Chain Letters for Microsoft cash and the Nigerian Scams!!

Chain Letters for Microsoft cash and the Nigerian Scams!!

Nigerian scams of asking to help out in diverting huge amounts of funds in return for a commission is a very popular one! It has been going on for quite some years. The emails have started appearing from Europe and Asia now with the same pretexts! These con artists are so good that I read a story where one FBI agent – who was investigating them says he really felt like parting with his money when asked skillfully by the Nigerian con guy! Here is an article of how a Massachusetts psychotherapist fell for the Nigerian e-mail scam.

How do they get your email addresses? Remember those emails where you are told that Microsoft will give you cash rewards? Or those emails with prayers that you need to forward to as many people as you can? Hmmm… all those dummies that keep doing that.. make it pretty simple for such con artists to build a database of emails of gullible people without much effort 😉

His only question was how Mbote had found him, and he seemed satisfied with the explanation: that the South African Department of Home Affairs had supplied his name. When Worley attributed this improbable event to God’s will, Mbote elaborated on the story to say that Worley’s name was one of ten that he had been given, and that it had been pulled from a hat after much prayer by someone named Pastor Mark. (A more likely possibility is that his e-mail address was plucked from an Internet chain letter, which he received and passed on, that promised a cash reward from Microsoft to anyone who forwarded the letter to others.)

The scheme is not a new one at all.. variants of this, it seems, stem from Europe historically! And the pay backs to those skillfull Nigerians? read on…

Every swindle is driven by a desire for easy money; it’s the one thing the swindler and the swindled have in common. Advance-fee fraud is an especially durable con. In an early variation, the Spanish Prisoner Letter, which dates to the sixteenth century, scammers wrote to English gentry and pleaded for help in freeing a fictitious wealthy countryman who was imprisoned in Spain. Today, the con usually relies on e-mail and is often called a 419 scheme, after the anti-fraud section of the criminal code in Nigeria, where it flourishes. (Last year, a Nigerian comic released a song that taunted Westerners with the lyrics “I go chop your dollar. I go take your money and disappear. Four-one-nine is just a game. You are the loser and I am the winner.”) The scammers, who often operate in crime rings, are known as “yahoo-yahoo boys,” because they frequently use free Yahoo accounts. Many of them live in a suburb of Lagos called Festac Town. Last year, one scammer in Festac Town told the Associated Press, “Now I have three cars, I have two houses, and I’m not looking for a job anymore.”

And guys.. this is not just a money spinning internet game! The crimes dont stop here.. they go on to much more.. kidnapping and even Murder.. .because the victims – or “Marks” as they are called – are enticed to go over to Nigeria for the deals… and of course the Nigerian Government has done precious little!

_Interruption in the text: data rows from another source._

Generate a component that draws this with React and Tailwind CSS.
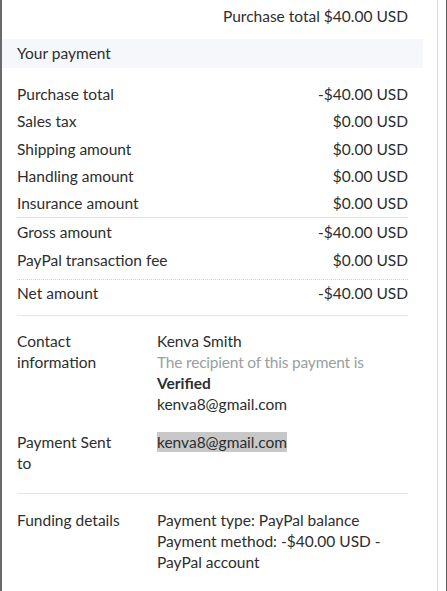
import React from 'react';

const rows1 = [
  ['Purchase total', '-$40.00 USD'],
  ['Sales tax', '$0.00 USD'],
  ['Shipping amount', '$0.00 USD'],
  ['Handling amount', '$0.00 USD'],
  ['Insurance amount', '$0.00 USD'],
];

const Row = ({ label, value }) => (
  <div className="flex justify-between h-[27.25px] items-center">
    <span>{label}</span>
    <span>{value}</span>
  </div>
);

const App = () => {
  return (
    <div
      className="w-[447px] h-[591px] overflow-hidden flex bg-white text-[#2c2e2f] text-[15.5px] leading-[21px]"
      style={{ fontFamily: 'Lato, "Open Sans", sans-serif' }}
    >
      <div className="w-[2px] bg-[#6a6a6a] shrink-0" />
      <div className="w-[435px] shrink-0 flex flex-col">
        <div className="pt-[6px] pr-[29px] text-right">Purchase total $40.00 USD</div>

        <div className="mt-[12px] mr-[14px] bg-[#f5f7fa] h-[29px] flex items-center pl-[15px]">
          Your payment
        </div>

        <div className="pl-[15px] pr-[29px] pt-[13px]">
          {rows1.map(([l, v]) => (
            <Row key={l} label={l} value={v} />
          ))}
          <div className="border-t border-[#e3e3e3]" />
          <div className="pt-[1px]">
            <Row label="Gross amount" value="-$40.00 USD" />
            <Row label="PayPal transaction fee" value="$0.00 USD" />
          </div>
          <div className="border-t border-dotted border-[#cfcfcf] mt-[5px]" />
          <Row label="Net amount" value="-$40.00 USD" />
          <div className="border-t border-[#e5e5e5] mt-[8px]" />

          <div className="flex pt-[15px]">
            <div className="w-[140px] shrink-0">
              Contact
              <br />
              information
            </div>
            <div>
              <div>Kenva Smith</div>
              <div className="text-[#9a9ea1] tracking-[-0.2px]">The recipient of this payment is</div>
              <div className="font-bold">Verified</div>
              <div>kenva8@gmail.com</div>
            </div>
          </div>

          <div className="flex pt-[17px]">
            <div className="w-[140px] shrink-0">
              Payment Sent
              <br />
              to
            </div>
            <div>
              <span className="bg-[#c8c8c8] py-[1px]">kenva8@gmail.com</span>
            </div>
          </div>

          <div className="border-t border-[#e5e5e5] mt-[19px]" />

          <div className="flex pt-[16px]">
            <div className="w-[140px] shrink-0">Funding details</div>
            <div>
              <div>Payment type: PayPal balance</div>
              <div>Payment method: -$40.00 USD -</div>
              <div>PayPal account</div>
            </div>
          </div>
        </div>
      </div>
      <div className="w-[9px] shrink-0 border-l border-[#dcdcdc] bg-white" />
      <div className="w-[1px] shrink-0 bg-[#5a5a5a]" />
    </div>
  );
};

export default App;
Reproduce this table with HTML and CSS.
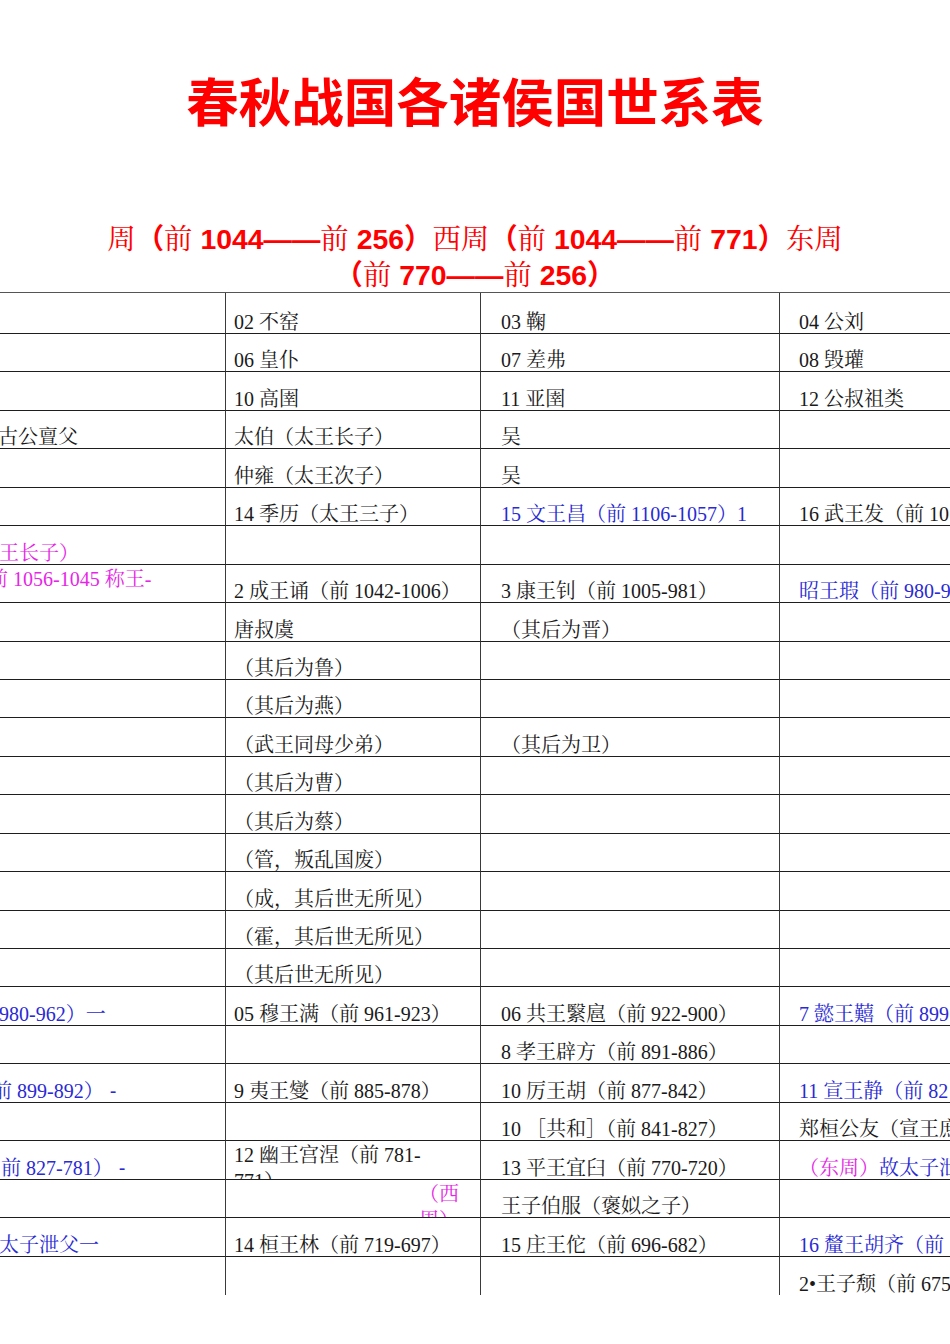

Marks are often encouraged to travel to Nigeria or to other countries, where they fall victim to kidnapping, extortion, and, in rare cases, murder. In the nineteen-nineties, at least fifteen foreign businessmen, including one American, were killed after being lured to Nigeria by 419 scammers. Until recently, Nigerian officials tended to blame the marks. “There would be no 419 scam if there are no greedy, credulous and criminally-minded victims ready to reap where they did not sow,” the Nigerian Embassy in Washington said in a 2003 statement. The following year, Nuhu Ribadu, the chairman of Nigeria’s Economic & Financial Crimes Commission, noted that not one scammer was behind bars.

So how much money could these guys fleece? Here is an interesting case of a Brazilian Banker and his loss!!

Last November, however, Ribadu’s commission convicted two crime bosses who had enticed a Brazilian banker to spend two hundred and forty-two million dollars of his employer’s money on a fictitious airport-development deal.

So next time you get one of those chain letters to send the prayer to your contacts because it will bring good luck (or not sending will bring bad luck!).. or one of those where Microsoft will give you money.. make sure you just delete that email.. .or you will be “Marked”… and pursued by these con artists!